難見首曲
從西而入,淌過星宿之側(cè),優(yōu)美地走一回433公里的彎度,就又回去。我在尕瑪梁遠眺你擁抱了日出,逶迤深情的回顧;我在歐拉秀瑪止步不舍,和牧人喝酒,送流水遠走渤海。
其時,牛羊在喬科草原懷春,阿萬倉濕地上黃鴨肆意調(diào)情,華爾貢的琴聲閑在帳篷,那幾個組成“青龍組合”的年輕人,據(jù)說去了成都。
其時,外香寺的桑煙里皮鼓聲一陣緊似一陣,放學(xué)回家的小學(xué)生正在路邊,等從寺院巍峨的陰影里出來接她的阿爸。河邊那個黝黑的、上過電視的漢子還在汲水,澆灌那幾棵治理沙化的樹苗。
其時,地圖上那個巨大的第一彎被旅游發(fā)現(xiàn),被格薩爾賽馬稱王的史詩文化著,被生態(tài)的思想灌足營養(yǎng),卻被圍欄切割,被扶持寵慣,下了馬,逐漸翻過信仰。

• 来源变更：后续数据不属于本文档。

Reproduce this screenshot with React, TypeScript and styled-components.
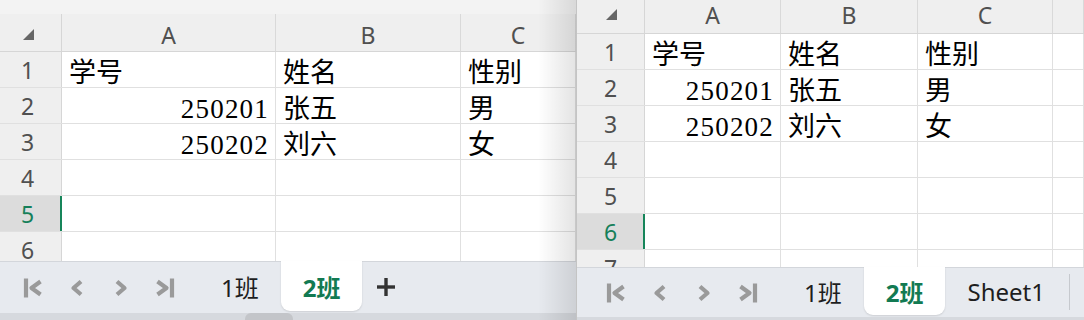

其時,遠方的詩人,寫草原的詩,尋找棲居,打問形而上的源頭,而草原深處的詩人,抱緊牛糞,占著空曠,反復(fù)舒唱孤獨,而后去省城看補課的兒子,順便去了隱秘的地方。而這一切,在那個被巨大的一彎摟住的一萬多平方公里中,豐富地發(fā)生或死去。
瑪曲——黃河——
首曲——第一彎——
比起這條大水,我對傳說和神話,信仰和精神都不抱長久的希望。所以我在地圖和沙盤上指畫433公里的彎度,壯闊天下黃河第一彎,而不必繞道四川唐克或者其他方法,去欣賞本難以見到的黃河首曲。
西梅朵合塘
天空藍得生疼,云朵白得抓心,而相對河對面的青海,山那邊的四川,我的瑪曲,我的歐拉秀瑪,在甘肅顯得多么遙遠而孤獨。三千米海拔以上,鋒利的紫外線刺痛牧人,偶爾歇下來的目光,開始操持三弦琴。牛羊越過季節(jié),趕向遠方。而那片在穗子下面安靜的草野,臥在歐拉秀瑪部落的眼眶,更是意味深長。
我曾在那個孤獨的詩人唯一的明快里,與西梅朵合塘相遇,我曾在草原之上的夢里假設(shè)過而踏遍甘南大地。
草原遍施黃金的八月,攀上瑪曲,趕了二十年相約——
我眼前的大野,除了草,除了臃腫的、被穗子壓彎、等待霜劍屠戮的草們,只剩了空曠。那鋪天蓋地、轟轟烈烈、肆意芬芳的花的世界——西梅朵合塘。